◆ REQUIREMENTS ◆
Output the full listing below exactly, without the pictures.

>> Begin

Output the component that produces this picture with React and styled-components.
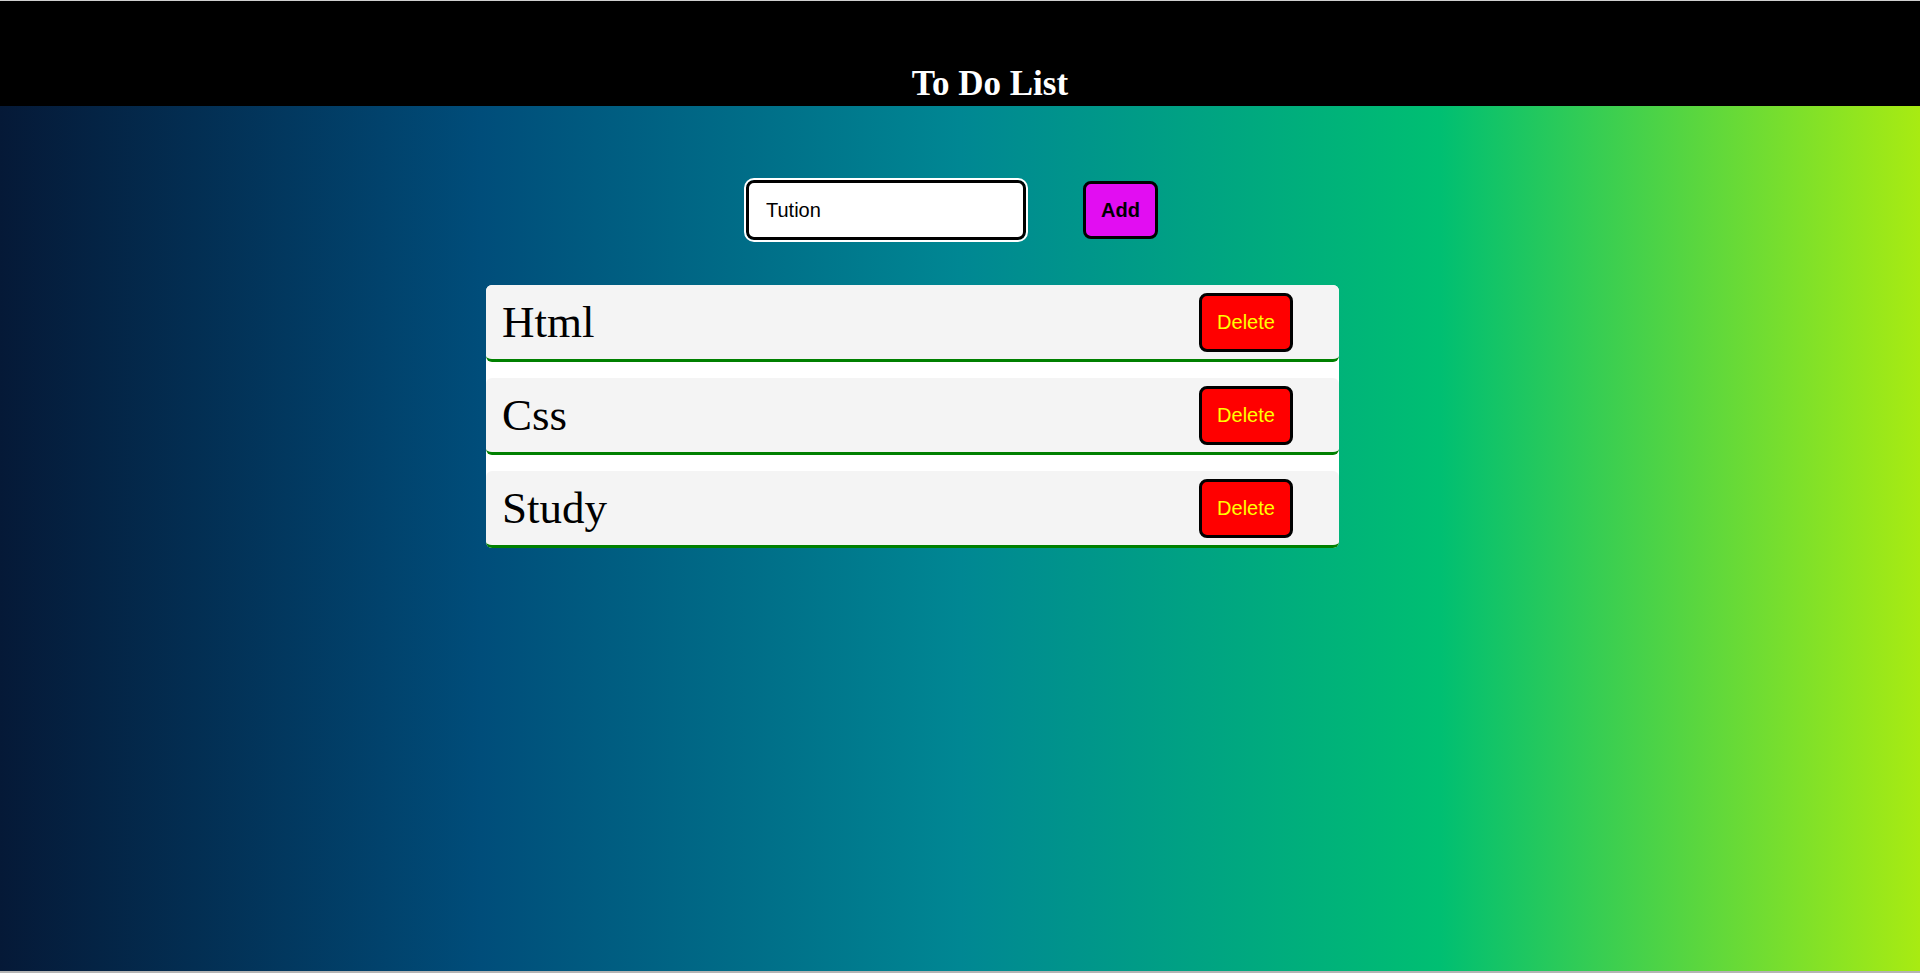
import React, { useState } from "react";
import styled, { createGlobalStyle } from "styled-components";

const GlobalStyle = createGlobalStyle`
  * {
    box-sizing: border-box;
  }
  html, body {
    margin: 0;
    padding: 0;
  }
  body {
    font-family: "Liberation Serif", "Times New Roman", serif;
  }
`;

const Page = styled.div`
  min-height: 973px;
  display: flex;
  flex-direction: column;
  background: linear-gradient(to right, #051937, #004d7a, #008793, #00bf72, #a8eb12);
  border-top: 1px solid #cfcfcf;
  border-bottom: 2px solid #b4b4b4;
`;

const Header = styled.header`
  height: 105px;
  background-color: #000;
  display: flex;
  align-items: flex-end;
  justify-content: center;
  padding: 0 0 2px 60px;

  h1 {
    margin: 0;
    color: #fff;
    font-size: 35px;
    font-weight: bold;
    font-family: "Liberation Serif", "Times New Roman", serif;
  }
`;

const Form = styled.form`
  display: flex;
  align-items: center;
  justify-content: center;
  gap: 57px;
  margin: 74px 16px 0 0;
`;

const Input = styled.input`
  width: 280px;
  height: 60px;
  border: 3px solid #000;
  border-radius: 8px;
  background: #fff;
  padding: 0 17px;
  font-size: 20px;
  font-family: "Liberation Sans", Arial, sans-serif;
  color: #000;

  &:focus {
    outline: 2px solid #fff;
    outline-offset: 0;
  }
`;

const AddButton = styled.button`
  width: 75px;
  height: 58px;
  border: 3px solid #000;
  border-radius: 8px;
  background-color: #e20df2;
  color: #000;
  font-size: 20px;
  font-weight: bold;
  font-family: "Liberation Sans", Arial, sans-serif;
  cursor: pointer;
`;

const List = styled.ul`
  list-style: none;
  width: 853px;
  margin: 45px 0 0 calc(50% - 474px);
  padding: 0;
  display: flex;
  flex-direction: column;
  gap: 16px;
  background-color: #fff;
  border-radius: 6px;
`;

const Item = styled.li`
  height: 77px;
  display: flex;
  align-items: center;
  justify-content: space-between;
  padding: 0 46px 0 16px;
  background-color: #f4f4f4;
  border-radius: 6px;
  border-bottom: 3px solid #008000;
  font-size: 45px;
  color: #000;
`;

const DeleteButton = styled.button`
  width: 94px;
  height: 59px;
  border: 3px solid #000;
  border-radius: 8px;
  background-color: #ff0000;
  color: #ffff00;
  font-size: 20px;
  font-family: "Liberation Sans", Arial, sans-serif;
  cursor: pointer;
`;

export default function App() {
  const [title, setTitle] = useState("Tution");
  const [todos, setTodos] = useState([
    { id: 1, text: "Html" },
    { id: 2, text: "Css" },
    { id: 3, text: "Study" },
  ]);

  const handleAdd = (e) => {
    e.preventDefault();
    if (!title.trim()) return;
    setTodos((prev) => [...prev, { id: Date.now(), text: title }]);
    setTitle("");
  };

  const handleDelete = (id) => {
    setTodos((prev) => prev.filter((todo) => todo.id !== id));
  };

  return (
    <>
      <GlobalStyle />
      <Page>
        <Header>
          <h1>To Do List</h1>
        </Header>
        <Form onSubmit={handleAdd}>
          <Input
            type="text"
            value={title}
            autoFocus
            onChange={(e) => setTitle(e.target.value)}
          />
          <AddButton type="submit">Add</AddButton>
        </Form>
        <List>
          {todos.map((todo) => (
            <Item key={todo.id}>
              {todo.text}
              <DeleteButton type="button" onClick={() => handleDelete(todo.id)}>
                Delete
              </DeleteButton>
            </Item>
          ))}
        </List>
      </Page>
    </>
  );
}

>> End

◆ TASK SOLUTION ◆
Output the component that produces this picture with React and styled-components.
import React, { useState } from "react";
import styled, { createGlobalStyle } from "styled-components";

const GlobalStyle = createGlobalStyle`
  * {
    box-sizing: border-box;
  }
  html, body {
    margin: 0;
    padding: 0;
  }
  body {
    font-family: "Liberation Serif", "Times New Roman", serif;
  }
`;

const Page = styled.div`
  min-height: 973px;
  display: flex;
  flex-direction: column;
  background: linear-gradient(to right, #051937, #004d7a, #008793, #00bf72, #a8eb12);
  border-top: 1px solid #cfcfcf;
  border-bottom: 2px solid #b4b4b4;
`;

const Header = styled.header`
  height: 105px;
  background-color: #000;
  display: flex;
  align-items: flex-end;
  justify-content: center;
  padding: 0 0 2px 60px;

  h1 {
    margin: 0;
    color: #fff;
    font-size: 35px;
    font-weight: bold;
    font-family: "Liberation Serif", "Times New Roman", serif;
  }
`;

const Form = styled.form`
  display: flex;
  align-items: center;
  justify-content: center;
  gap: 57px;
  margin: 74px 16px 0 0;
`;

const Input = styled.input`
  width: 280px;
  height: 60px;
  border: 3px solid #000;
  border-radius: 8px;
  background: #fff;
  padding: 0 17px;
  font-size: 20px;
  font-family: "Liberation Sans", Arial, sans-serif;
  color: #000;

  &:focus {
    outline: 2px solid #fff;
    outline-offset: 0;
  }
`;

const AddButton = styled.button`
  width: 75px;
  height: 58px;
  border: 3px solid #000;
  border-radius: 8px;
  background-color: #e20df2;
  color: #000;
  font-size: 20px;
  font-weight: bold;
  font-family: "Liberation Sans", Arial, sans-serif;
  cursor: pointer;
`;

const List = styled.ul`
  list-style: none;
  width: 853px;
  margin: 45px 0 0 calc(50% - 474px);
  padding: 0;
  display: flex;
  flex-direction: column;
  gap: 16px;
  background-color: #fff;
  border-radius: 6px;
`;

const Item = styled.li`
  height: 77px;
  display: flex;
  align-items: center;
  justify-content: space-between;
  padding: 0 46px 0 16px;
  background-color: #f4f4f4;
  border-radius: 6px;
  border-bottom: 3px solid #008000;
  font-size: 45px;
  color: #000;
`;

const DeleteButton = styled.button`
  width: 94px;
  height: 59px;
  border: 3px solid #000;
  border-radius: 8px;
  background-color: #ff0000;
  color: #ffff00;
  font-size: 20px;
  font-family: "Liberation Sans", Arial, sans-serif;
  cursor: pointer;
`;

export default function App() {
  const [title, setTitle] = useState("Tution");
  const [todos, setTodos] = useState([
    { id: 1, text: "Html" },
    { id: 2, text: "Css" },
    { id: 3, text: "Study" },
  ]);

  const handleAdd = (e) => {
    e.preventDefault();
    if (!title.trim()) return;
    setTodos((prev) => [...prev, { id: Date.now(), text: title }]);
    setTitle("");
  };

  const handleDelete = (id) => {
    setTodos((prev) => prev.filter((todo) => todo.id !== id));
  };

  return (
    <>
      <GlobalStyle />
      <Page>
        <Header>
          <h1>To Do List</h1>
        </Header>
        <Form onSubmit={handleAdd}>
          <Input
            type="text"
            value={title}
            autoFocus
            onChange={(e) => setTitle(e.target.value)}
          />
          <AddButton type="submit">Add</AddButton>
        </Form>
        <List>
          {todos.map((todo) => (
            <Item key={todo.id}>
              {todo.text}
              <DeleteButton type="button" onClick={() => handleDelete(todo.id)}>
                Delete
              </DeleteButton>
            </Item>
          ))}
        </List>
      </Page>
    </>
  );
}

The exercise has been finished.